▸ Problem requirements: Copy out the listing that follows exactly, dropping every picture.

▸ Dataset extract:
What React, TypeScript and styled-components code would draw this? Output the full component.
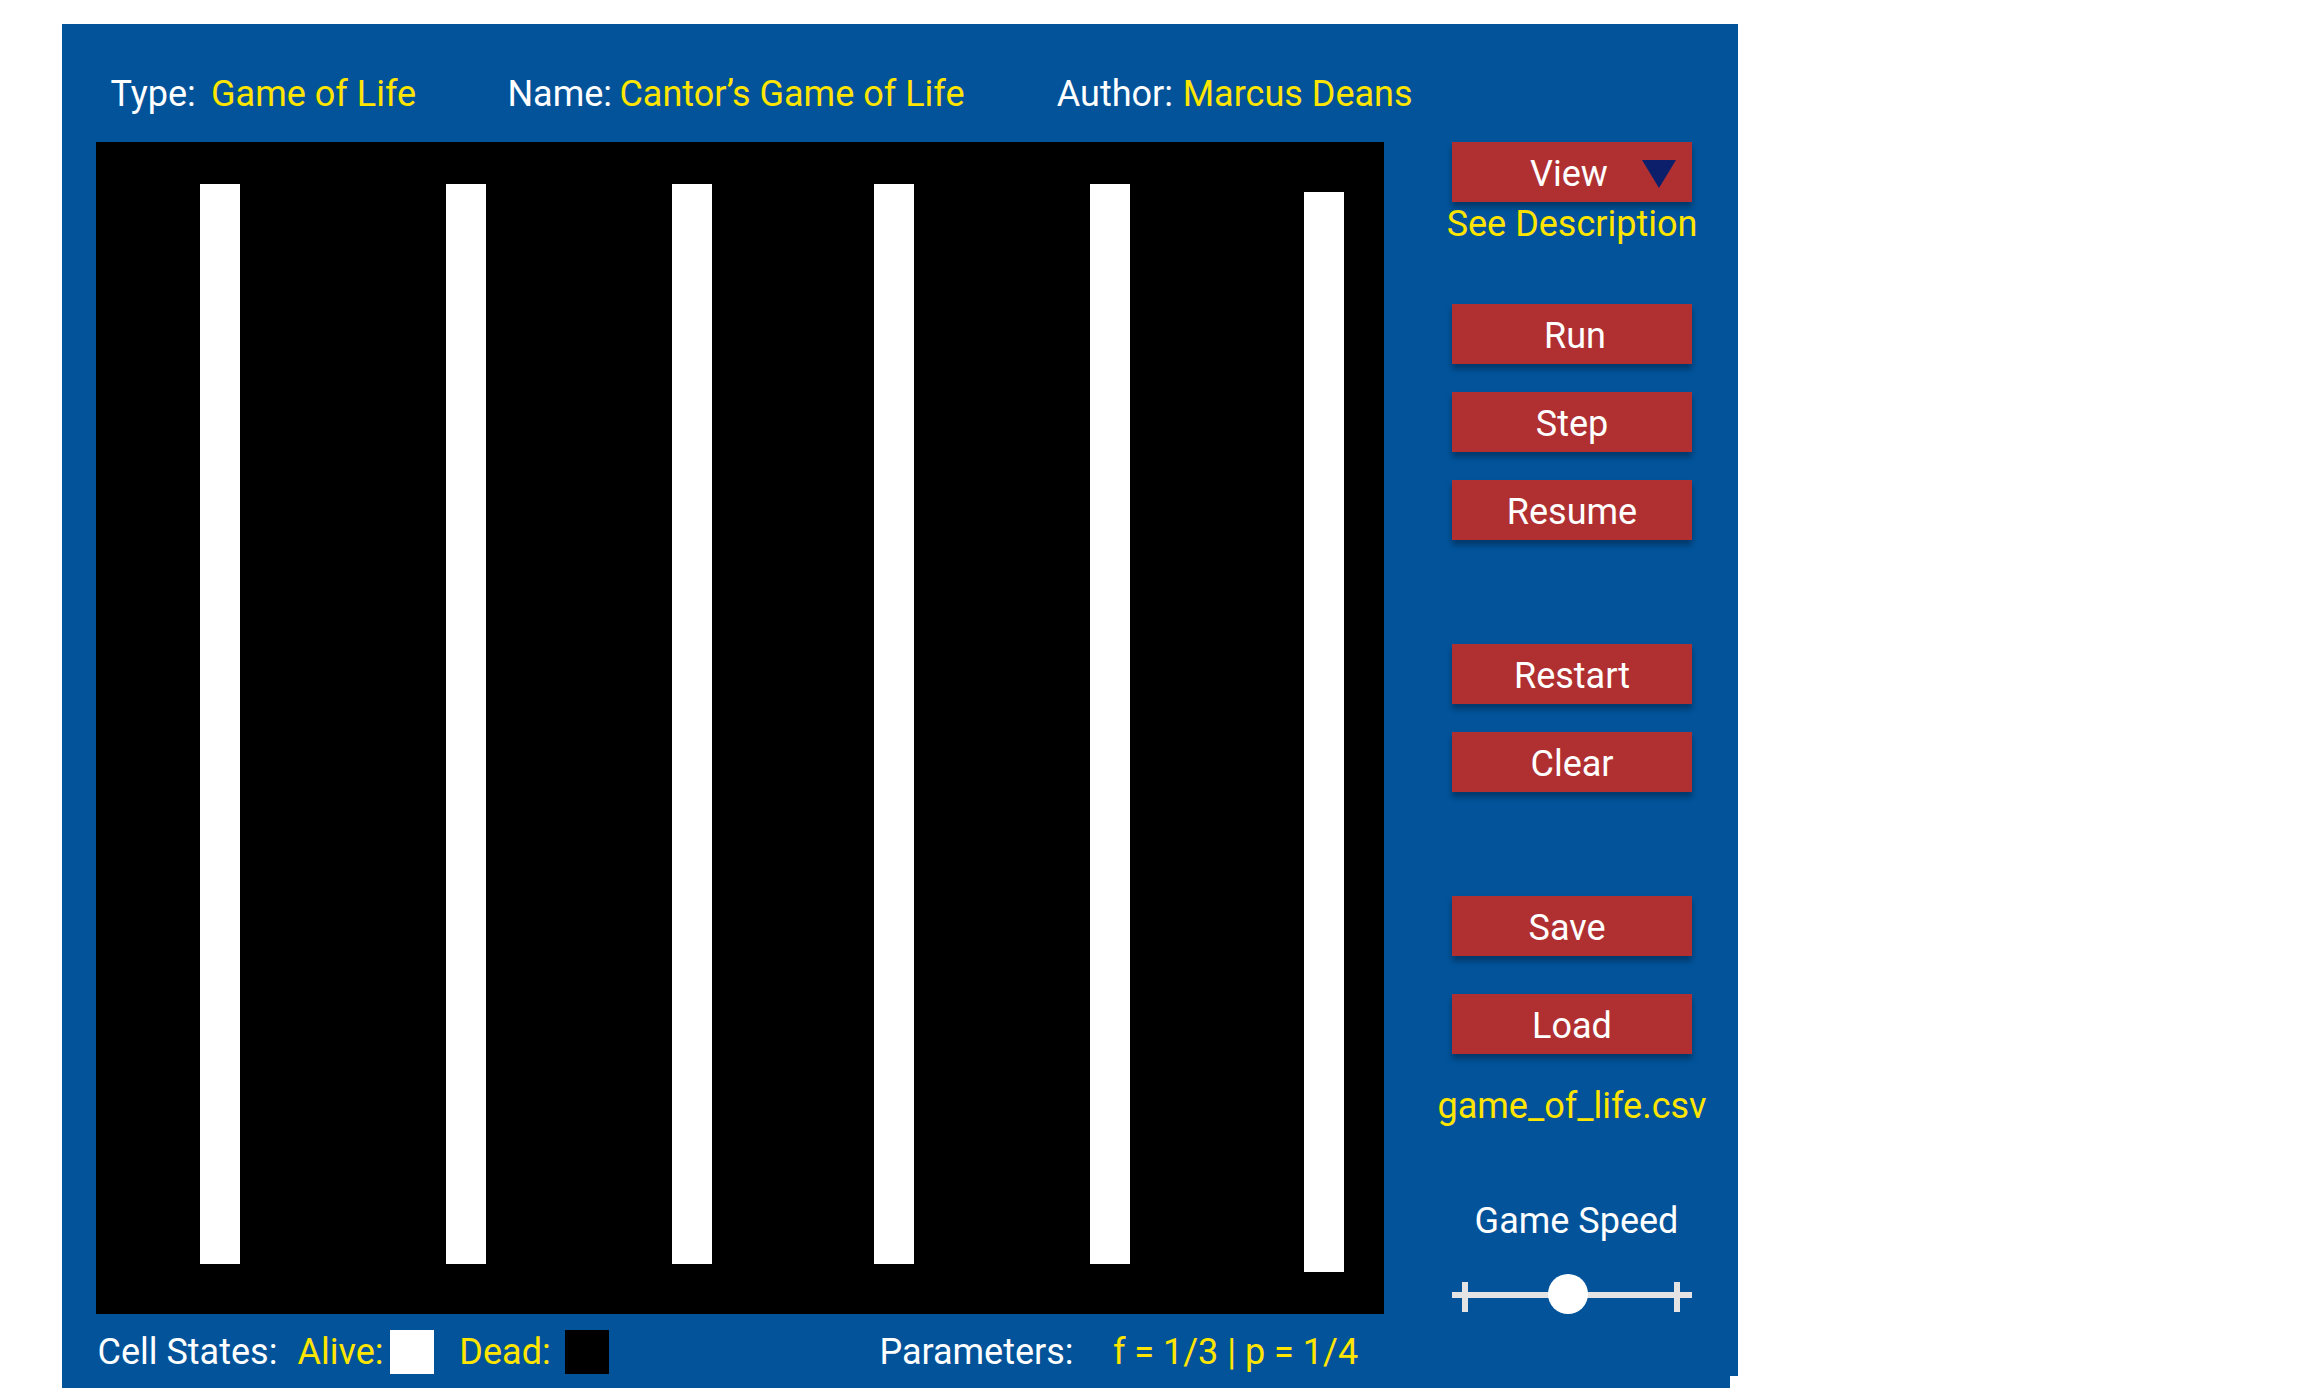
import React from "react";
import styled, { createGlobalStyle } from "styled-components";

const BLUE = "#02539a";
const RED = "#b03032";
const YELLOW = "#ffe500";
const NAVY = "#0c1f6b";

const GlobalStyle = createGlobalStyle`
  html, body { margin: 0; padding: 0; background: #ffffff; }
  body { font-family: Roboto, "Noto Sans", "Liberation Sans", sans-serif; }
  * { box-sizing: border-box; }
`;

const Page = styled.div`
  width: 2304px;
  height: 1400px;
  background: #ffffff;
  padding: 24px 0 0 62px;
`;

const Panel = styled.section`
  position: relative;
  width: 1676px;
  height: 1364px;
  background: ${BLUE};
  padding: 47.5px 0 0 34px;
  display: flex;
  flex-direction: column;
  &::after {
    content: "";
    position: absolute;
    right: 0;
    bottom: 0;
    width: 8px;
    height: 12px;
    background: #ffffff;
  }
`;

const Header = styled.header`
  display: flex;
  align-items: baseline;
  padding-left: 14.5px;
  height: 44px;
  font-size: 36px;
  line-height: 44px;
  white-space: nowrap;
`;

const Field = styled.div<{ $ml: number; $gap: number }>`
  display: flex;
  margin-left: ${(p) => p.$ml}px;
  gap: ${(p) => p.$gap}px;
`;

const Label = styled.span`
  color: #ffffff;
`;

const Value = styled.span`
  color: ${YELLOW};
`;

const Body = styled.div`
  display: flex;
  gap: 68px;
  margin-top: 26.5px;
`;

const Board = styled.div`
  flex: none;
  width: 1288px;
  height: 1172px;
  background: #000000;
  svg {
    display: block;
  }
`;

const Side = styled.aside`
  width: 240px;
  display: flex;
  flex-direction: column;
  align-items: center;
`;

const Button = styled.button<{ $mt: number; $nudge?: number }>`
  position: relative;
  flex: none;
  margin-top: ${(p) => p.$mt}px;
  width: 240px;
  height: 60px;
  border: 0;
  border-radius: 0;
  background: ${RED};
  color: #ffffff;
  font-family: Roboto, "Noto Sans", sans-serif;
  font-size: 36px;
  line-height: 56px;
  display: flex;
  align-items: center;
  justify-content: center;
  box-shadow: 0 5px 6px rgba(0, 0, 0, 0.32);
  padding: 4px ${(p) => (p.$nudge && p.$nudge < 0 ? -2 * p.$nudge : 0)}px 0
    ${(p) => (p.$nudge && p.$nudge > 0 ? 2 * p.$nudge : 0)}px;
  cursor: pointer;
`;

const Caret = styled.span`
  position: absolute;
  right: 16px;
  top: 18px;
  width: 0;
  height: 0;
  border-left: 17px solid transparent;
  border-right: 17px solid transparent;
  border-top: 28px solid ${NAVY};
`;

const SideText = styled.div<{ $mt: number; $color: string; $nudge?: number }>`
  margin-top: ${(p) => p.$mt}px;
  font-size: 36px;
  line-height: 42px;
  color: ${(p) => p.$color};
  white-space: nowrap;
  padding-left: ${(p) => (p.$nudge ? 2 * p.$nudge : 0)}px;
`;

const Slider = styled.div`
  position: relative;
  margin-top: 32px;
  width: 240px;
  height: 40px;
`;

const Track = styled.div`
  position: absolute;
  left: 0;
  right: 0;
  top: 18px;
  height: 6px;
  background: #e4e4e4;
`;

const Tick = styled.div<{ $left: number }>`
  position: absolute;
  left: ${(p) => p.$left}px;
  top: 8px;
  width: 6px;
  height: 30px;
  background: #e4e4e4;
`;

const Thumb = styled.div<{ $left: number }>`
  position: absolute;
  left: ${(p) => p.$left}px;
  top: 0;
  width: 40px;
  height: 40px;
  border-radius: 50%;
  background: #ffffff;
`;

const Footer = styled.footer`
  display: flex;
  align-items: center;
  margin-top: 16px;
  padding-left: 1.5px;
  height: 44px;
  font-size: 36px;
  line-height: 44px;
  white-space: nowrap;
`;

const FootText = styled.span<{ $ml: number; $yellow?: boolean }>`
  margin-left: ${(p) => p.$ml}px;
  color: ${(p) => (p.$yellow ? YELLOW : "#ffffff")};
`;

const Swatch = styled.span<{ $ml: number; $fill: string }>`
  flex: none;
  margin-left: ${(p) => p.$ml}px;
  width: 44px;
  height: 44px;
  background: ${(p) => p.$fill};
`;

const bars = [
  { x: 104, y: 42, h: 1080 },
  { x: 350, y: 42, h: 1080 },
  { x: 576, y: 42, h: 1080 },
  { x: 778, y: 42, h: 1080 },
  { x: 994, y: 42, h: 1080 },
  { x: 1208, y: 50, h: 1080 },
];

export default function App() {
  return (
    <>
      <GlobalStyle />
      <Page>
        <Panel>
          <Header>
            <Field $ml={0} $gap={15.3}>
              <Label>Type:</Label>
              <Value>Game of Life</Value>
            </Field>
            <Field $ml={91.3} $gap={7.4}>
              <Label>Name:</Label>
              <Value>Cantor’s Game of Life</Value>
            </Field>
            <Field $ml={92.3} $gap={9.7}>
              <Label>Author:</Label>
              <Value>Marcus Deans</Value>
            </Field>
          </Header>
          <Body>
            <Board>
              <svg width="1288" height="1172" viewBox="0 0 1288 1172">
                {bars.map((b, i) => (
                  <rect key={i} x={b.x} y={b.y} width={40} height={b.h} fill="#ffffff" />
                ))}
              </svg>
            </Board>
            <Side>
              <Button $mt={0} $nudge={-3}>
                View
                <Caret />
              </Button>
              <SideText $mt={1.4} $color={YELLOW}>
                See Description
              </SideText>
              <Button $mt={58.6} $nudge={3}>Run</Button>
              <Button $mt={28}>Step</Button>
              <Button $mt={28}>Resume</Button>
              <Button $mt={104}>Restart</Button>
              <Button $mt={28}>Clear</Button>
              <Button $mt={104} $nudge={-5}>Save</Button>
              <Button $mt={38}>Load</Button>
              <SideText $mt={31} $color={YELLOW}>
                game_of_life.csv
              </SideText>
              <SideText $mt={73} $color="#ffffff" $nudge={4.5}>
                Game Speed
              </SideText>
              <Slider>
                <Track />
                <Tick $left={10} />
                <Tick $left={222} />
                <Thumb $left={96} />
              </Slider>
            </Side>
          </Body>
          <Footer>
            <FootText $ml={0}>Cell States:</FootText>
            <FootText $ml={20.1} $yellow>Alive:</FootText>
            <Swatch $ml={6.4} $fill="#ffffff" />
            <FootText $ml={25.5} $yellow>Dead:</FootText>
            <Swatch $ml={14.2} $fill="#000000" />
            <FootText $ml={270.5}>Parameters:</FootText>
            <FootText $ml={39.3} $yellow>f = 1/3 | p = 1/4</FootText>
          </Footer>
        </Panel>
      </Page>
    </>
  );
}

▸ The result:
What React, TypeScript and styled-components code would draw this? Output the full component.
import React from "react";
import styled, { createGlobalStyle } from "styled-components";

const BLUE = "#02539a";
const RED = "#b03032";
const YELLOW = "#ffe500";
const NAVY = "#0c1f6b";

const GlobalStyle = createGlobalStyle`
  html, body { margin: 0; padding: 0; background: #ffffff; }
  body { font-family: Roboto, "Noto Sans", "Liberation Sans", sans-serif; }
  * { box-sizing: border-box; }
`;

const Page = styled.div`
  width: 2304px;
  height: 1400px;
  background: #ffffff;
  padding: 24px 0 0 62px;
`;

const Panel = styled.section`
  position: relative;
  width: 1676px;
  height: 1364px;
  background: ${BLUE};
  padding: 47.5px 0 0 34px;
  display: flex;
  flex-direction: column;
  &::after {
    content: "";
    position: absolute;
    right: 0;
    bottom: 0;
    width: 8px;
    height: 12px;
    background: #ffffff;
  }
`;

const Header = styled.header`
  display: flex;
  align-items: baseline;
  padding-left: 14.5px;
  height: 44px;
  font-size: 36px;
  line-height: 44px;
  white-space: nowrap;
`;

const Field = styled.div<{ $ml: number; $gap: number }>`
  display: flex;
  margin-left: ${(p) => p.$ml}px;
  gap: ${(p) => p.$gap}px;
`;

const Label = styled.span`
  color: #ffffff;
`;

const Value = styled.span`
  color: ${YELLOW};
`;

const Body = styled.div`
  display: flex;
  gap: 68px;
  margin-top: 26.5px;
`;

const Board = styled.div`
  flex: none;
  width: 1288px;
  height: 1172px;
  background: #000000;
  svg {
    display: block;
  }
`;

const Side = styled.aside`
  width: 240px;
  display: flex;
  flex-direction: column;
  align-items: center;
`;

const Button = styled.button<{ $mt: number; $nudge?: number }>`
  position: relative;
  flex: none;
  margin-top: ${(p) => p.$mt}px;
  width: 240px;
  height: 60px;
  border: 0;
  border-radius: 0;
  background: ${RED};
  color: #ffffff;
  font-family: Roboto, "Noto Sans", sans-serif;
  font-size: 36px;
  line-height: 56px;
  display: flex;
  align-items: center;
  justify-content: center;
  box-shadow: 0 5px 6px rgba(0, 0, 0, 0.32);
  padding: 4px ${(p) => (p.$nudge && p.$nudge < 0 ? -2 * p.$nudge : 0)}px 0
    ${(p) => (p.$nudge && p.$nudge > 0 ? 2 * p.$nudge : 0)}px;
  cursor: pointer;
`;

const Caret = styled.span`
  position: absolute;
  right: 16px;
  top: 18px;
  width: 0;
  height: 0;
  border-left: 17px solid transparent;
  border-right: 17px solid transparent;
  border-top: 28px solid ${NAVY};
`;

const SideText = styled.div<{ $mt: number; $color: string; $nudge?: number }>`
  margin-top: ${(p) => p.$mt}px;
  font-size: 36px;
  line-height: 42px;
  color: ${(p) => p.$color};
  white-space: nowrap;
  padding-left: ${(p) => (p.$nudge ? 2 * p.$nudge : 0)}px;
`;

const Slider = styled.div`
  position: relative;
  margin-top: 32px;
  width: 240px;
  height: 40px;
`;

const Track = styled.div`
  position: absolute;
  left: 0;
  right: 0;
  top: 18px;
  height: 6px;
  background: #e4e4e4;
`;

const Tick = styled.div<{ $left: number }>`
  position: absolute;
  left: ${(p) => p.$left}px;
  top: 8px;
  width: 6px;
  height: 30px;
  background: #e4e4e4;
`;

const Thumb = styled.div<{ $left: number }>`
  position: absolute;
  left: ${(p) => p.$left}px;
  top: 0;
  width: 40px;
  height: 40px;
  border-radius: 50%;
  background: #ffffff;
`;

const Footer = styled.footer`
  display: flex;
  align-items: center;
  margin-top: 16px;
  padding-left: 1.5px;
  height: 44px;
  font-size: 36px;
  line-height: 44px;
  white-space: nowrap;
`;

const FootText = styled.span<{ $ml: number; $yellow?: boolean }>`
  margin-left: ${(p) => p.$ml}px;
  color: ${(p) => (p.$yellow ? YELLOW : "#ffffff")};
`;

const Swatch = styled.span<{ $ml: number; $fill: string }>`
  flex: none;
  margin-left: ${(p) => p.$ml}px;
  width: 44px;
  height: 44px;
  background: ${(p) => p.$fill};
`;

const bars = [
  { x: 104, y: 42, h: 1080 },
  { x: 350, y: 42, h: 1080 },
  { x: 576, y: 42, h: 1080 },
  { x: 778, y: 42, h: 1080 },
  { x: 994, y: 42, h: 1080 },
  { x: 1208, y: 50, h: 1080 },
];

export default function App() {
  return (
    <>
      <GlobalStyle />
      <Page>
        <Panel>
          <Header>
            <Field $ml={0} $gap={15.3}>
              <Label>Type:</Label>
              <Value>Game of Life</Value>
            </Field>
            <Field $ml={91.3} $gap={7.4}>
              <Label>Name:</Label>
              <Value>Cantor’s Game of Life</Value>
            </Field>
            <Field $ml={92.3} $gap={9.7}>
              <Label>Author:</Label>
              <Value>Marcus Deans</Value>
            </Field>
          </Header>
          <Body>
            <Board>
              <svg width="1288" height="1172" viewBox="0 0 1288 1172">
                {bars.map((b, i) => (
                  <rect key={i} x={b.x} y={b.y} width={40} height={b.h} fill="#ffffff" />
                ))}
              </svg>
            </Board>
            <Side>
              <Button $mt={0} $nudge={-3}>
                View
                <Caret />
              </Button>
              <SideText $mt={1.4} $color={YELLOW}>
                See Description
              </SideText>
              <Button $mt={58.6} $nudge={3}>Run</Button>
              <Button $mt={28}>Step</Button>
              <Button $mt={28}>Resume</Button>
              <Button $mt={104}>Restart</Button>
              <Button $mt={28}>Clear</Button>
              <Button $mt={104} $nudge={-5}>Save</Button>
              <Button $mt={38}>Load</Button>
              <SideText $mt={31} $color={YELLOW}>
                game_of_life.csv
              </SideText>
              <SideText $mt={73} $color="#ffffff" $nudge={4.5}>
                Game Speed
              </SideText>
              <Slider>
                <Track />
                <Tick $left={10} />
                <Tick $left={222} />
                <Thumb $left={96} />
              </Slider>
            </Side>
          </Body>
          <Footer>
            <FootText $ml={0}>Cell States:</FootText>
            <FootText $ml={20.1} $yellow>Alive:</FootText>
            <Swatch $ml={6.4} $fill="#ffffff" />
            <FootText $ml={25.5} $yellow>Dead:</FootText>
            <Swatch $ml={14.2} $fill="#000000" />
            <FootText $ml={270.5}>Parameters:</FootText>
            <FootText $ml={39.3} $yellow>f = 1/3 | p = 1/4</FootText>
          </Footer>
        </Panel>
      </Page>
    </>
  );
}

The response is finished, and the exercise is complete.